Copy out each line exactly; pictures stay out of the copy.

▼▼▼

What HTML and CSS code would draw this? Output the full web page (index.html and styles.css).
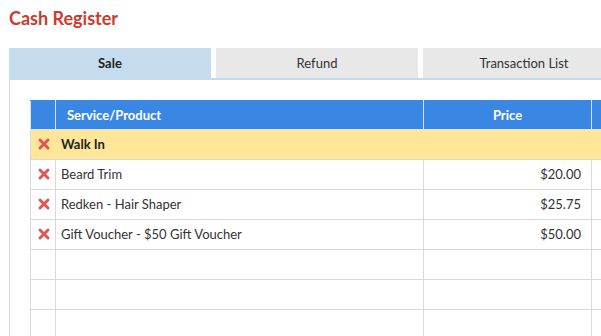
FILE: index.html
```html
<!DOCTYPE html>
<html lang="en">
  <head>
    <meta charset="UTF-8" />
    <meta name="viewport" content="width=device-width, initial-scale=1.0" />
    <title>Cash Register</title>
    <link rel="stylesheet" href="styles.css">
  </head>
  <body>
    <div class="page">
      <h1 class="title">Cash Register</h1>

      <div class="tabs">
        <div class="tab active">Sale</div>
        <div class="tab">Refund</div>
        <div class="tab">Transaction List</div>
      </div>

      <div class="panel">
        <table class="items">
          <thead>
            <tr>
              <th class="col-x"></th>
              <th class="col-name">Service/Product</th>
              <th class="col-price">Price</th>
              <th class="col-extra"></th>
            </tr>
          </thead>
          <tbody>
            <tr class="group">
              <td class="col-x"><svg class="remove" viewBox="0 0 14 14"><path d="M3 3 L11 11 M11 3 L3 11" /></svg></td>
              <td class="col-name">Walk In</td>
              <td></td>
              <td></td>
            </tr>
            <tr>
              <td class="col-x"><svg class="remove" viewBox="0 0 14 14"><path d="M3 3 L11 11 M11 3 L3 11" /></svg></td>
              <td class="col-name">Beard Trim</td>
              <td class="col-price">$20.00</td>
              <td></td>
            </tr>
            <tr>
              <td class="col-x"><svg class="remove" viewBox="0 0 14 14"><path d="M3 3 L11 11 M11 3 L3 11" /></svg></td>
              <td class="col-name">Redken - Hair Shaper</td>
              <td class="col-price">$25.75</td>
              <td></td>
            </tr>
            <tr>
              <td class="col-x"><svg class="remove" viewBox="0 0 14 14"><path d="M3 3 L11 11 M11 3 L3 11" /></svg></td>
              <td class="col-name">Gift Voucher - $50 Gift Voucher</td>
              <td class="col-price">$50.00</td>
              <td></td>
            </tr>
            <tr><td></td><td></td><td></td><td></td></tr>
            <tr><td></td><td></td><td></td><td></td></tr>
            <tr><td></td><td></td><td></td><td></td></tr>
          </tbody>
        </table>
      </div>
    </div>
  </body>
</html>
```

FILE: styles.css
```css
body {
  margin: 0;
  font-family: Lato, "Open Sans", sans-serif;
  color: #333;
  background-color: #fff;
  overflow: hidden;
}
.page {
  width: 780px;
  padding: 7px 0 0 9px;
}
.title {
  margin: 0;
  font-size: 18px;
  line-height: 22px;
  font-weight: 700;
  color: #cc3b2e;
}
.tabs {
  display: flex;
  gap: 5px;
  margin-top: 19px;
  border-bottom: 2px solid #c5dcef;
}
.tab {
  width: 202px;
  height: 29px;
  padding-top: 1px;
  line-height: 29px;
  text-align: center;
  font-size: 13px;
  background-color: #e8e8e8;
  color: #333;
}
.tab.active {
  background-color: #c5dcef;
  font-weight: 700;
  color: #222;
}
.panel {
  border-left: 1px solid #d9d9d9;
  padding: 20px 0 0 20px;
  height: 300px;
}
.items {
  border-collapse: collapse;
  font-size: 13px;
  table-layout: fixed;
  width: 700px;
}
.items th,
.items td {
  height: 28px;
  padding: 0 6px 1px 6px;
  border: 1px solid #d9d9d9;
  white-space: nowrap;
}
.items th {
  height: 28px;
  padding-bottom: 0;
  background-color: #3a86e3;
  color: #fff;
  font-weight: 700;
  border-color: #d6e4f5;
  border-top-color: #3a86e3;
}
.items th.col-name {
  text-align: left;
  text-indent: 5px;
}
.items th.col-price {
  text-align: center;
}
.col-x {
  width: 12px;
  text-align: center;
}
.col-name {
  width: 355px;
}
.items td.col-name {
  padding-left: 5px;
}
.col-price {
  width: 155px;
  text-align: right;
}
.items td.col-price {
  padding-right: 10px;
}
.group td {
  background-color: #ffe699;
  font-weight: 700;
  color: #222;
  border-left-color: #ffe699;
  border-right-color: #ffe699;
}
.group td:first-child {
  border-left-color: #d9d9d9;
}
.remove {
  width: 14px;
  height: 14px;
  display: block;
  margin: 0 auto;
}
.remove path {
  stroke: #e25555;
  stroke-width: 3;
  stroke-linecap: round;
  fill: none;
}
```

▲▲▲

_Solution for this exercise_.
What HTML and CSS code would draw this? Output the full web page (index.html and styles.css).
FILE: index.html
```html
<!DOCTYPE html>
<html lang="en">
  <head>
    <meta charset="UTF-8" />
    <meta name="viewport" content="width=device-width, initial-scale=1.0" />
    <title>Cash Register</title>
    <link rel="stylesheet" href="styles.css">
  </head>
  <body>
    <div class="page">
      <h1 class="title">Cash Register</h1>

      <div class="tabs">
        <div class="tab active">Sale</div>
        <div class="tab">Refund</div>
        <div class="tab">Transaction List</div>
      </div>

      <div class="panel">
        <table class="items">
          <thead>
            <tr>
              <th class="col-x"></th>
              <th class="col-name">Service/Product</th>
              <th class="col-price">Price</th>
              <th class="col-extra"></th>
            </tr>
          </thead>
          <tbody>
            <tr class="group">
              <td class="col-x"><svg class="remove" viewBox="0 0 14 14"><path d="M3 3 L11 11 M11 3 L3 11" /></svg></td>
              <td class="col-name">Walk In</td>
              <td></td>
              <td></td>
            </tr>
            <tr>
              <td class="col-x"><svg class="remove" viewBox="0 0 14 14"><path d="M3 3 L11 11 M11 3 L3 11" /></svg></td>
              <td class="col-name">Beard Trim</td>
              <td class="col-price">$20.00</td>
              <td></td>
            </tr>
            <tr>
              <td class="col-x"><svg class="remove" viewBox="0 0 14 14"><path d="M3 3 L11 11 M11 3 L3 11" /></svg></td>
              <td class="col-name">Redken - Hair Shaper</td>
              <td class="col-price">$25.75</td>
              <td></td>
            </tr>
            <tr>
              <td class="col-x"><svg class="remove" viewBox="0 0 14 14"><path d="M3 3 L11 11 M11 3 L3 11" /></svg></td>
              <td class="col-name">Gift Voucher - $50 Gift Voucher</td>
              <td class="col-price">$50.00</td>
              <td></td>
            </tr>
            <tr><td></td><td></td><td></td><td></td></tr>
            <tr><td></td><td></td><td></td><td></td></tr>
            <tr><td></td><td></td><td></td><td></td></tr>
          </tbody>
        </table>
      </div>
    </div>
  </body>
</html>
```

FILE: styles.css
```css
body {
  margin: 0;
  font-family: Lato, "Open Sans", sans-serif;
  color: #333;
  background-color: #fff;
  overflow: hidden;
}
.page {
  width: 780px;
  padding: 7px 0 0 9px;
}
.title {
  margin: 0;
  font-size: 18px;
  line-height: 22px;
  font-weight: 700;
  color: #cc3b2e;
}
.tabs {
  display: flex;
  gap: 5px;
  margin-top: 19px;
  border-bottom: 2px solid #c5dcef;
}
.tab {
  width: 202px;
  height: 29px;
  padding-top: 1px;
  line-height: 29px;
  text-align: center;
  font-size: 13px;
  background-color: #e8e8e8;
  color: #333;
}
.tab.active {
  background-color: #c5dcef;
  font-weight: 700;
  color: #222;
}
.panel {
  border-left: 1px solid #d9d9d9;
  padding: 20px 0 0 20px;
  height: 300px;
}
.items {
  border-collapse: collapse;
  font-size: 13px;
  table-layout: fixed;
  width: 700px;
}
.items th,
.items td {
  height: 28px;
  padding: 0 6px 1px 6px;
  border: 1px solid #d9d9d9;
  white-space: nowrap;
}
.items th {
  height: 28px;
  padding-bottom: 0;
  background-color: #3a86e3;
  color: #fff;
  font-weight: 700;
  border-color: #d6e4f5;
  border-top-color: #3a86e3;
}
.items th.col-name {
  text-align: left;
  text-indent: 5px;
}
.items th.col-price {
  text-align: center;
}
.col-x {
  width: 12px;
  text-align: center;
}
.col-name {
  width: 355px;
}
.items td.col-name {
  padding-left: 5px;
}
.col-price {
  width: 155px;
  text-align: right;
}
.items td.col-price {
  padding-right: 10px;
}
.group td {
  background-color: #ffe699;
  font-weight: 700;
  color: #222;
  border-left-color: #ffe699;
  border-right-color: #ffe699;
}
.group td:first-child {
  border-left-color: #d9d9d9;
}
.remove {
  width: 14px;
  height: 14px;
  display: block;
  margin: 0 auto;
}
.remove path {
  stroke: #e25555;
  stroke-width: 3;
  stroke-linecap: round;
  fill: none;
}
```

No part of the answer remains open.